Protein Drink Dangers: Study Finds Toxins in Liquids, Powders


Categories: Healthy Eating, News

Protein PowderA new investigation from “Consumer Reports” finds that some ready-to-drink protein powders and liquids are contaminated with dangerous metals that pose health risks and can have toxic effects on the body’s organs.

The investigation appears in the magazine’s July issue and included the testing of 15 protein drinks, as well as a review of government documents and interviews with health and fitness experts, and consumers.

It found that most people already get enough protein and that even people who do not can find “far better and cheaper ways to add more if it’s needed.”

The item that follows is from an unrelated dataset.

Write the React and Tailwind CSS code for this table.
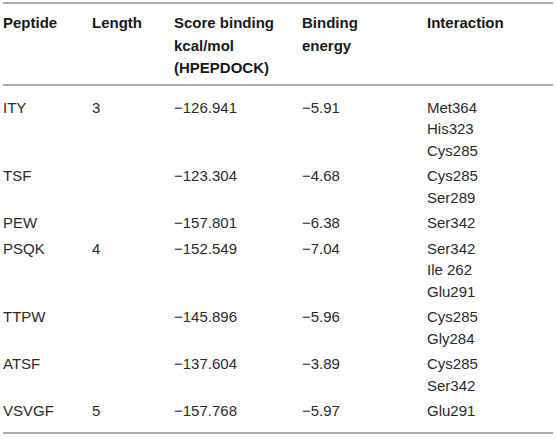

All 15 of the drinks tested by “Consumer Reports” had one or more the following contaminants: arsenic, cadmium, lead and mercury. If consumed in excess, these contaminants can have toxic effects on the body and its organs.

The Early Show on CBS took a hidden camera to health stores and not only were they not warned of health risks associated with the drinks, workers at the store also said that there was no harm in overuse of the products.

But Erin Palinski, a trainer and dietitian, told The Early Show that excessive protein intake can do more harm to the body than good.

Too much protein in the diet can lead to dehydration, digestive problems, increased risk of osteoporosis and, for some people, kidney problems, The Early Show reports.

“What we’re concerned with here is a chronic, low-level exposure to a heavy metal,” Urvashi Rangan, of “Consumer Reports,” told The Early Show. “And what people should know is that heavy metals, once they come into our body, tend to stay there for a long period of time.”

Specifically, “Consumer Reports” found that EAS Myoplex Original Rich Dark Chocolate and Muscle Milk Chocolate and Vanilla Crème can expose users to elevated levels of heavy metals when they consume three servings a day.

But a spokesman for the supplement industry told CBS that consumers should not find the magazine’s investigation “alarming.”

He added that, “the heavy metals that were found [in the protein drinks] are well below the limits the FDA would be concerned about, so they don’t pose a health risk to consumers at all.”